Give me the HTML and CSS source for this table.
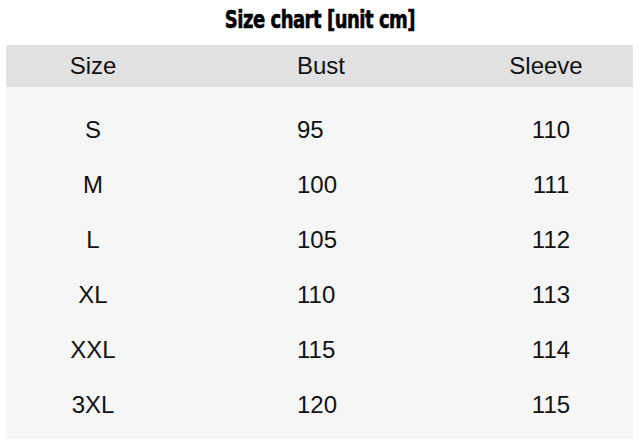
FILE: index.html
```html
<!DOCTYPE html>
<html>
<head>
<meta charset="utf-8">
<link rel="stylesheet" href="styles.css">
</head>
<body>
<div class="page">
  <h1 class="title"><span class="title-text">Size chart [unit cm]</span></h1>
  <div class="chart">
    <div class="row head">
      <div class="c1">Size</div><div class="c2">Bust</div><div class="c3">Sleeve</div>
    </div>
    <div class="body">
      <div class="row"><div class="c1">S</div><div class="c2">95</div><div class="c3 v">110</div></div>
      <div class="row"><div class="c1">M</div><div class="c2">100</div><div class="c3 v">111</div></div>
      <div class="row"><div class="c1">L</div><div class="c2">105</div><div class="c3 v">112</div></div>
      <div class="row"><div class="c1">XL</div><div class="c2">110</div><div class="c3 v">113</div></div>
      <div class="row"><div class="c1">XXL</div><div class="c2">115</div><div class="c3 v">114</div></div>
      <div class="row"><div class="c1">3XL</div><div class="c2">120</div><div class="c3 v">115</div></div>
    </div>
  </div>
</div>
</body>
</html>
```
FILE: styles.css
```css
html, body {
  margin: 0;
  padding: 0;
  background: #ffffff;
}
.page {
  width: 640px;
  height: 446px;
  font-family: "Liberation Sans", Arial, sans-serif;
  color: #111;
}
.title {
  margin: 0;
  height: 45px;
  box-sizing: border-box;
  padding-bottom: 7px;
  display: flex;
  align-items: center;
  justify-content: center;
  font-family: "DejaVu Sans", sans-serif;
  font-stretch: condensed;
  font-weight: 700;
  font-size: 25px;
  letter-spacing: -0.6px;
  color: #000;
}
.title-text {
  display: inline-block;
  transform: scaleX(0.8);
  -webkit-text-stroke: 0.6px #000;
  white-space: nowrap;
}
.chart {
  margin: 0 7px 0 6px;
}
.row {
  display: grid;
  grid-template-columns: 174px 279px 174px;
  align-items: center;
  font-size: 24px;
  height: 55px;
}
.head {
  background: #e1e1e1;
  height: 42px;
}
.body {
  background: #f6f6f6;
  padding: 15px 0 7px;
}
.c1 { text-align: center; }
.c2 { padding-left: 117px; }
.c3 { text-align: center; }
.c3.v { padding-left: 10px; }
```
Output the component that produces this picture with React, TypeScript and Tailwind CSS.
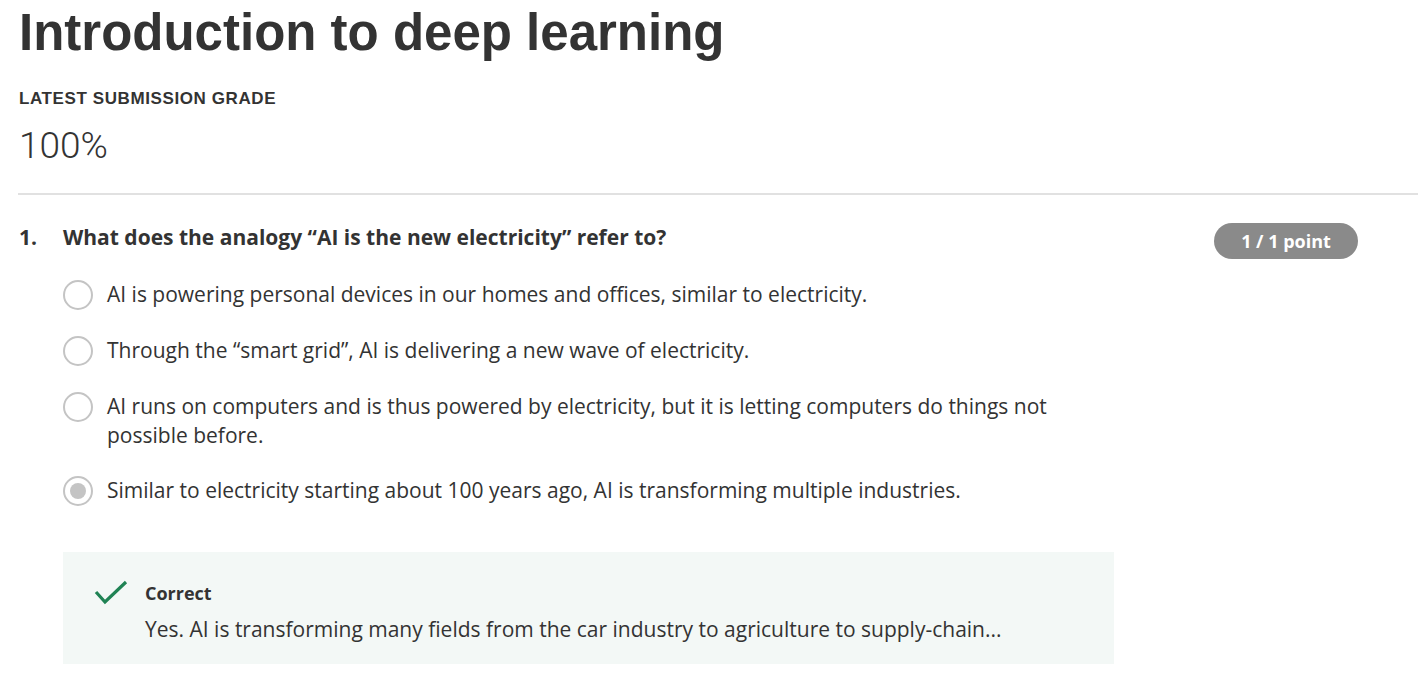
const options = [
  "AI is powering personal devices in our homes and offices, similar to electricity.",
  "Through the “smart grid”, AI is delivering a new wave of electricity.",
  "AI runs on computers and is thus powered by electricity, but it is letting computers do things not possible before.",
  "Similar to electricity starting about 100 years ago, AI is transforming multiple industries.",
];

const Radio = ({ checked }: { checked: boolean }) => (
  <span className="flex h-[30px] w-[30px] shrink-0 items-center justify-center rounded-full border-[2.5px] border-[#c4c4c4] bg-white">
    {checked && <span className="h-[16px] w-[16px] rounded-full bg-[#c4c4c4]" />}
  </span>
);

export default function App() {
  return (
    <div className="min-h-screen bg-white pl-[18px] pr-[10px] text-[#333]">
      <h1 className="pl-[1px] pt-1 font-['Liberation_Sans',Arial,sans-serif] text-[51px] font-bold leading-[57px] text-[#333]">
        Introduction to deep learning
      </h1>
      <div className="mt-[28px] pl-[1px] font-['Liberation_Sans',Arial,sans-serif] text-[17px] font-bold leading-5 tracking-[0.6px] text-[#333]">
        LATEST SUBMISSION GRADE
      </div>
      <div className="mt-[16px] pl-[1px] font-['Roboto',sans-serif] text-[37px] font-light leading-[42px] text-[#333]">
        100%
      </div>
      <hr className="mt-[26px] border-t-2 border-[#e1e1e1]" />

      <div className="font-['Open_Sans',sans-serif]">
        <div className="mt-[26px] flex items-start pr-[60px]">
          <span className="w-[45px] pl-[1px] text-[21px] font-bold leading-[32px]">1.</span>
          <div className="flex-1 text-[21px] font-bold leading-[32px]">
            What does the analogy “AI is the new electricity” refer to?
          </div>
          <span className="mt-[2px] flex h-[36px] w-[144px] items-center justify-center rounded-full bg-[#8a8a8a] text-[18px] font-bold text-white">
            1 / 1 point
          </span>
        </div>

        <div className="ml-[45px] w-[1051px]">
          <div className="mt-[21px] flex flex-col gap-[26px]">
            {options.map((o, i) => (
              <label key={i} className="flex items-start gap-[14px]">
                <Radio checked={i === 3} />
                <span className="pr-[60px] text-[21px] leading-[29px] text-[#333]">{o}</span>
              </label>
            ))}
          </div>

          <div className="mt-[46px] flex gap-[17px] bg-[#f3f8f6] px-[31px] pb-[20px] pt-[26px]">
            <svg width="34" height="26" viewBox="0 0 34 26" className="mt-[2px] shrink-0">
              <path d="M2 12 L11 22 L32 2" fill="none" stroke="#1f8354" strokeWidth="3.2" />
            </svg>
            <div>
              <div className="text-[18px] font-bold leading-[30px] text-[#333]">Correct</div>
              <div className="mt-[6px] text-[21px] leading-[30px] text-[#333]">
                Yes. AI is transforming many fields from the car industry to agriculture to supply-chain...
              </div>
            </div>
          </div>
        </div>
      </div>
    </div>
  );
}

◆ **WHAT IS BEING ASKED**
Nothing in the entries should change as you copy them, except that the pictures are left out.

◆ **RESULT OF THE TASK**
Give me the HTML and CSS source for this table.
FILE: index.html
```html
<!DOCTYPE html>
<html>
<head>
<meta charset="utf-8">
<link rel="stylesheet" href="styles.css">
</head>
<body>
<div class="page">
  <h1 class="title"><span class="title-text">Size chart [unit cm]</span></h1>
  <div class="chart">
    <div class="row head">
      <div class="c1">Size</div><div class="c2">Bust</div><div class="c3">Sleeve</div>
    </div>
    <div class="body">
      <div class="row"><div class="c1">S</div><div class="c2">95</div><div class="c3 v">110</div></div>
      <div class="row"><div class="c1">M</div><div class="c2">100</div><div class="c3 v">111</div></div>
      <div class="row"><div class="c1">L</div><div class="c2">105</div><div class="c3 v">112</div></div>
      <div class="row"><div class="c1">XL</div><div class="c2">110</div><div class="c3 v">113</div></div>
      <div class="row"><div class="c1">XXL</div><div class="c2">115</div><div class="c3 v">114</div></div>
      <div class="row"><div class="c1">3XL</div><div class="c2">120</div><div class="c3 v">115</div></div>
    </div>
  </div>
</div>
</body>
</html>
```
FILE: styles.css
```css
html, body {
  margin: 0;
  padding: 0;
  background: #ffffff;
}
.page {
  width: 640px;
  height: 446px;
  font-family: "Liberation Sans", Arial, sans-serif;
  color: #111;
}
.title {
  margin: 0;
  height: 45px;
  box-sizing: border-box;
  padding-bottom: 7px;
  display: flex;
  align-items: center;
  justify-content: center;
  font-family: "DejaVu Sans", sans-serif;
  font-stretch: condensed;
  font-weight: 700;
  font-size: 25px;
  letter-spacing: -0.6px;
  color: #000;
}
.title-text {
  display: inline-block;
  transform: scaleX(0.8);
  -webkit-text-stroke: 0.6px #000;
  white-space: nowrap;
}
.chart {
  margin: 0 7px 0 6px;
}
.row {
  display: grid;
  grid-template-columns: 174px 279px 174px;
  align-items: center;
  font-size: 24px;
  height: 55px;
}
.head {
  background: #e1e1e1;
  height: 42px;
}
.body {
  background: #f6f6f6;
  padding: 15px 0 7px;
}
.c1 { text-align: center; }
.c2 { padding-left: 117px; }
.c3 { text-align: center; }
.c3.v { padding-left: 10px; }
```
Output the component that produces this picture with React, TypeScript and Tailwind CSS.
const options = [
  "AI is powering personal devices in our homes and offices, similar to electricity.",
  "Through the “smart grid”, AI is delivering a new wave of electricity.",
  "AI runs on computers and is thus powered by electricity, but it is letting computers do things not possible before.",
  "Similar to electricity starting about 100 years ago, AI is transforming multiple industries.",
];

const Radio = ({ checked }: { checked: boolean }) => (
  <span className="flex h-[30px] w-[30px] shrink-0 items-center justify-center rounded-full border-[2.5px] border-[#c4c4c4] bg-white">
    {checked && <span className="h-[16px] w-[16px] rounded-full bg-[#c4c4c4]" />}
  </span>
);

export default function App() {
  return (
    <div className="min-h-screen bg-white pl-[18px] pr-[10px] text-[#333]">
      <h1 className="pl-[1px] pt-1 font-['Liberation_Sans',Arial,sans-serif] text-[51px] font-bold leading-[57px] text-[#333]">
        Introduction to deep learning
      </h1>
      <div className="mt-[28px] pl-[1px] font-['Liberation_Sans',Arial,sans-serif] text-[17px] font-bold leading-5 tracking-[0.6px] text-[#333]">
        LATEST SUBMISSION GRADE
      </div>
      <div className="mt-[16px] pl-[1px] font-['Roboto',sans-serif] text-[37px] font-light leading-[42px] text-[#333]">
        100%
      </div>
      <hr className="mt-[26px] border-t-2 border-[#e1e1e1]" />

      <div className="font-['Open_Sans',sans-serif]">
        <div className="mt-[26px] flex items-start pr-[60px]">
          <span className="w-[45px] pl-[1px] text-[21px] font-bold leading-[32px]">1.</span>
          <div className="flex-1 text-[21px] font-bold leading-[32px]">
            What does the analogy “AI is the new electricity” refer to?
          </div>
          <span className="mt-[2px] flex h-[36px] w-[144px] items-center justify-center rounded-full bg-[#8a8a8a] text-[18px] font-bold text-white">
            1 / 1 point
          </span>
        </div>

        <div className="ml-[45px] w-[1051px]">
          <div className="mt-[21px] flex flex-col gap-[26px]">
            {options.map((o, i) => (
              <label key={i} className="flex items-start gap-[14px]">
                <Radio checked={i === 3} />
                <span className="pr-[60px] text-[21px] leading-[29px] text-[#333]">{o}</span>
              </label>
            ))}
          </div>

          <div className="mt-[46px] flex gap-[17px] bg-[#f3f8f6] px-[31px] pb-[20px] pt-[26px]">
            <svg width="34" height="26" viewBox="0 0 34 26" className="mt-[2px] shrink-0">
              <path d="M2 12 L11 22 L32 2" fill="none" stroke="#1f8354" strokeWidth="3.2" />
            </svg>
            <div>
              <div className="text-[18px] font-bold leading-[30px] text-[#333]">Correct</div>
              <div className="mt-[6px] text-[21px] leading-[30px] text-[#333]">
                Yes. AI is transforming many fields from the car industry to agriculture to supply-chain...
              </div>
            </div>
          </div>
        </div>
      </div>
    </div>
  );
}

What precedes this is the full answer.